As we move further into the information age, historical documents are increasingly available online, giving us the opportunity to marvel at how the times are changing. The statement below comes from Kodak’s annual report in 2000 (the complete quote can be found here), which is the year when Kodak’s decline was about to accelerate.
“Last year, the US economy was red hot, and the so-called “new economy” was even hotter. Today, as you scan the business headlines, the key word is “slump”… consumer confidence is in a blue funk… and the NASDAQ couldn’t get much flatter.
The question for investors now becomes, “Where do you invest your money after the bubble bursts?”
Let me suggest three possible answers. First, it makes sense, now more than ever, to invest in strong brands. Because when time are tighter, consumers are less inclined to risk their money on a new or unknown name.
Second, invest in products and services that offer high satisfaction at a low price. In other words, value-for-money is king.
Third, it might be wise to seek companies that are adept at generating cash. Those are the firms that will continue to invest in themselves and prepare for growth, regardless of the economy.

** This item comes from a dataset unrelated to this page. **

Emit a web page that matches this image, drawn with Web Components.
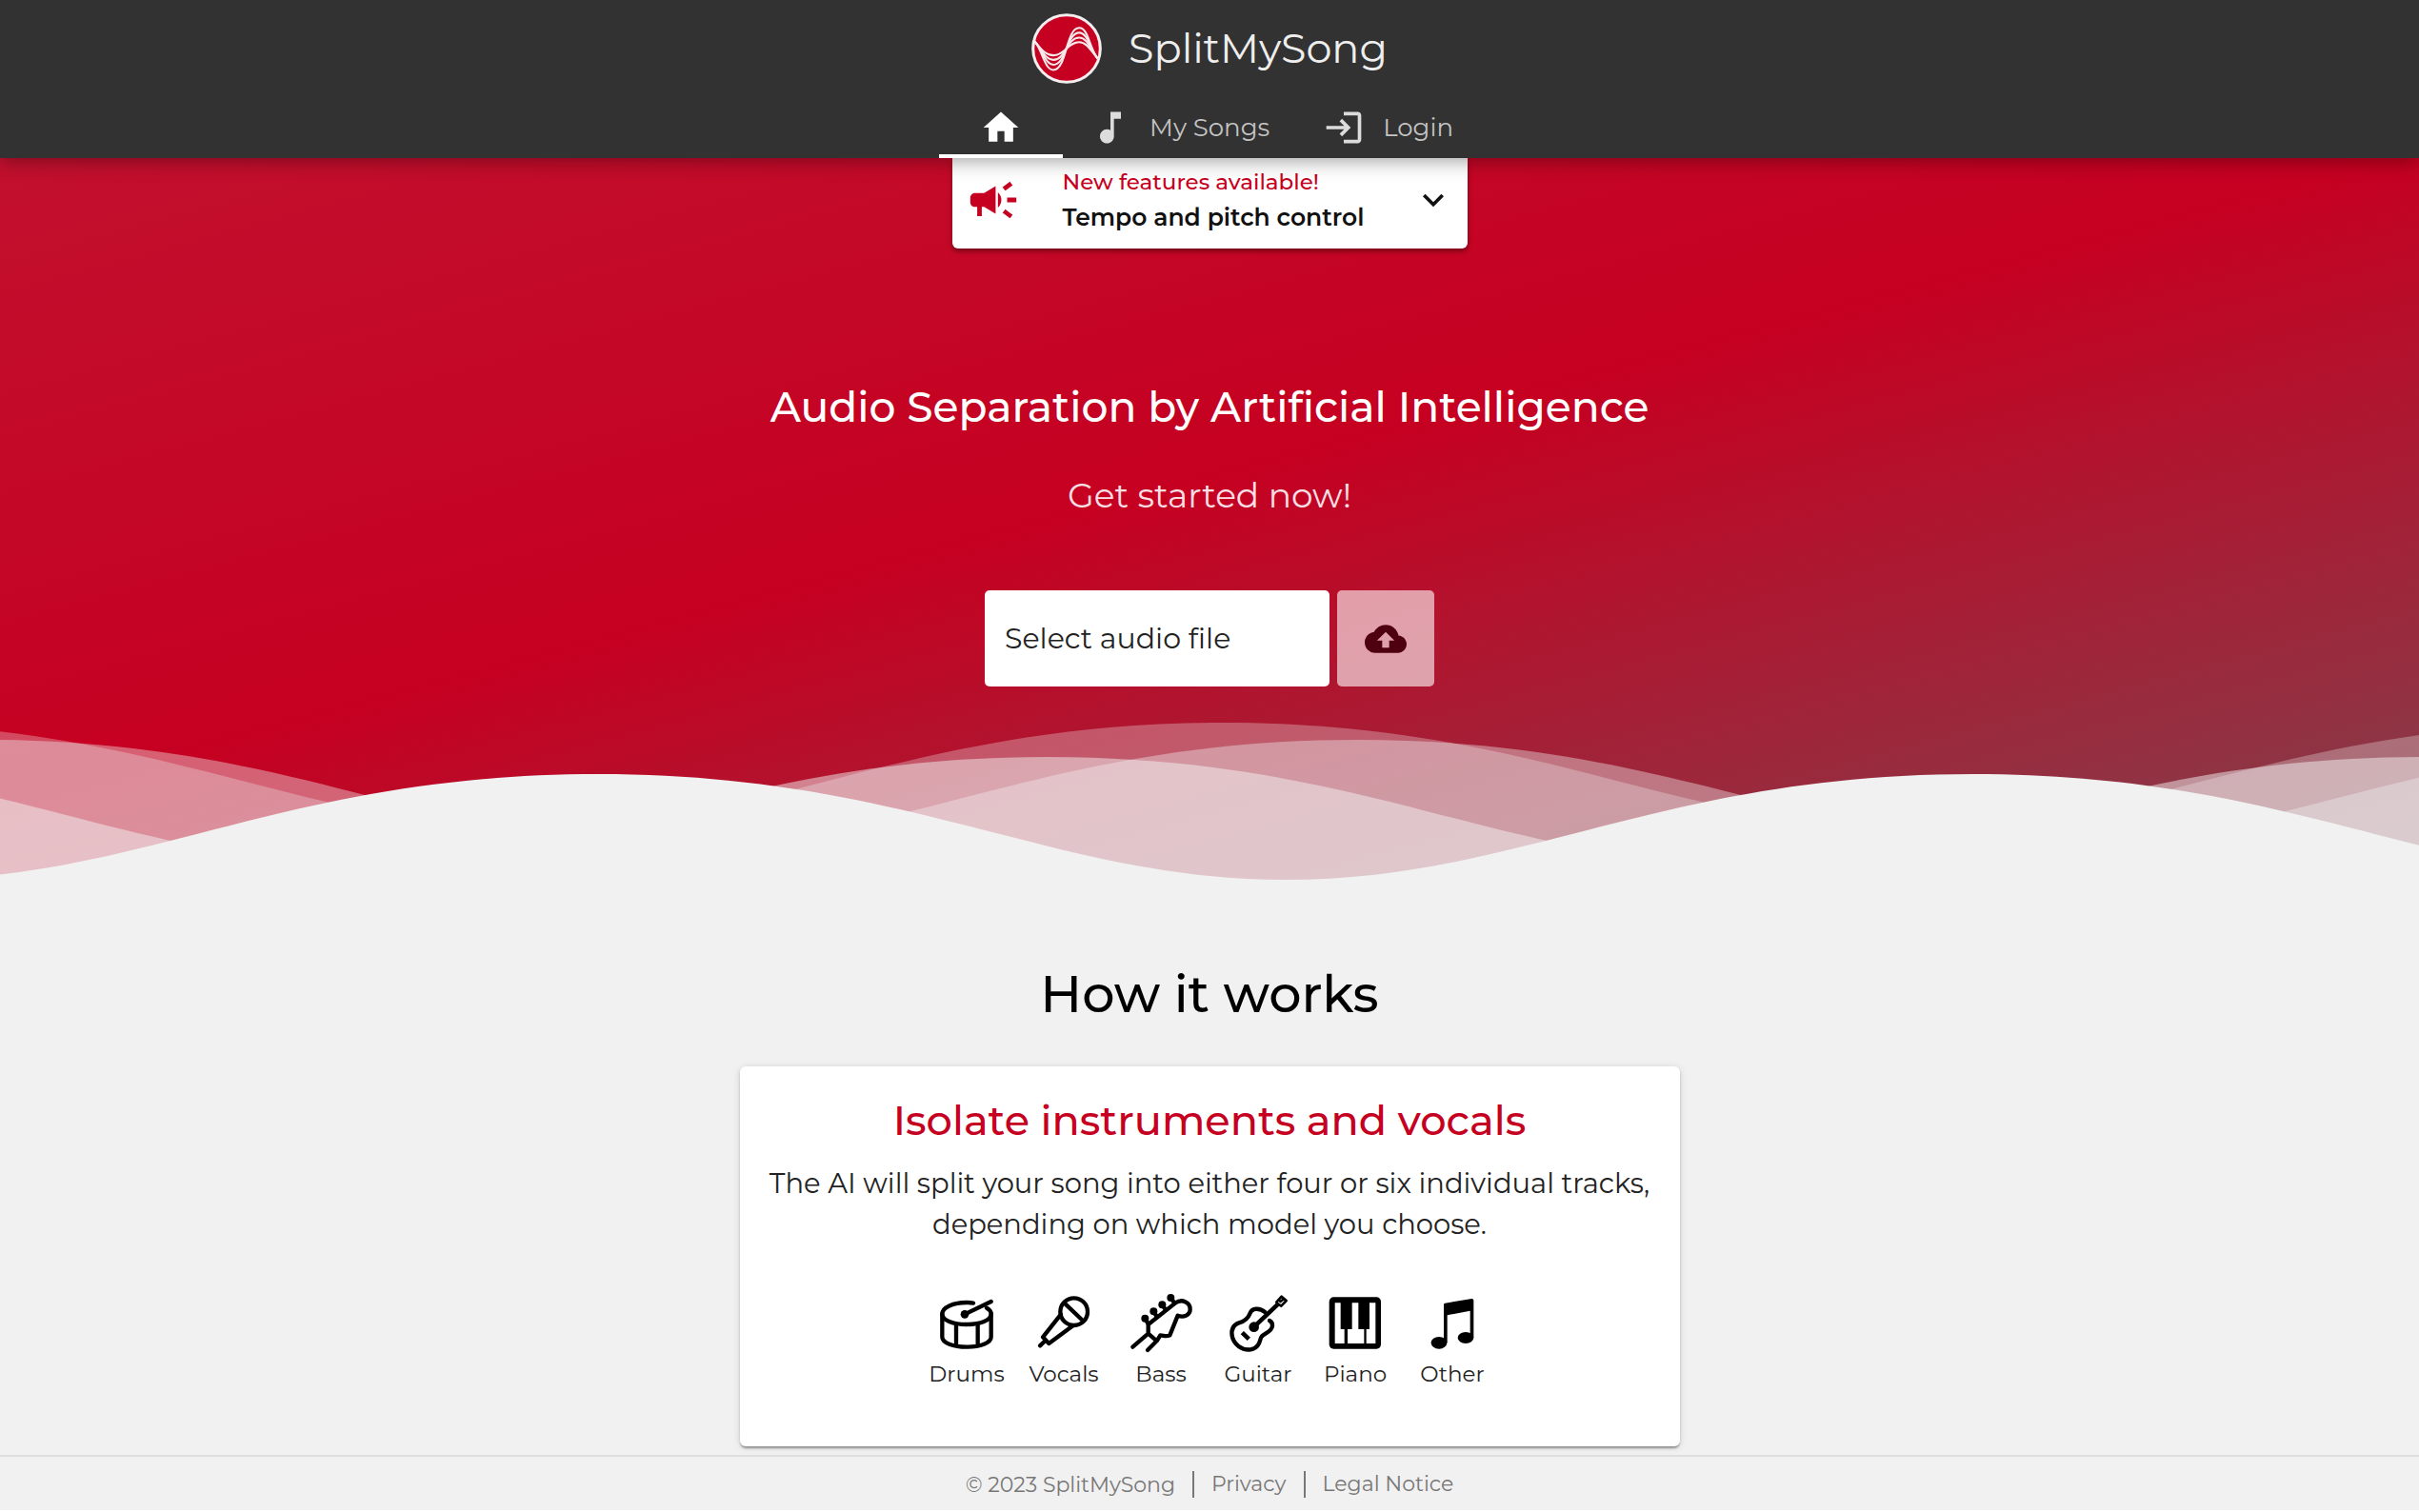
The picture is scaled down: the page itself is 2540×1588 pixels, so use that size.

And that as you might have already surmised, brings us straight to Kodak. However, if a great brand and a great balance sheet are not sufficiently compelling, there is something else investors should consider: this is a very smart time to be in the picture business.
Picture-taking is now at an all-time high worldwide. Amateur photographers took more than 80 billion snapshots last year, a new record. They ordered more than 100 billion prints, another milestone for the industry.
In the health imaging category (our second largest business), more records were shattered. Healthcare professionals last year ordered more than 1.5 billion Kodak radiological images.
For the past century, our business has been all about making it simpler for people to capture better images, first with film, and more recently, with digital technology. And, as we continue to make film and digital photography more accessible, picture-taking will continue to grow.”
As a rule of thumb, one should be cautious as investor when management recommends a company’s stock. Management’s job is not to analyze the stock market, their job is to run the business and candidly communicate the business’ performance.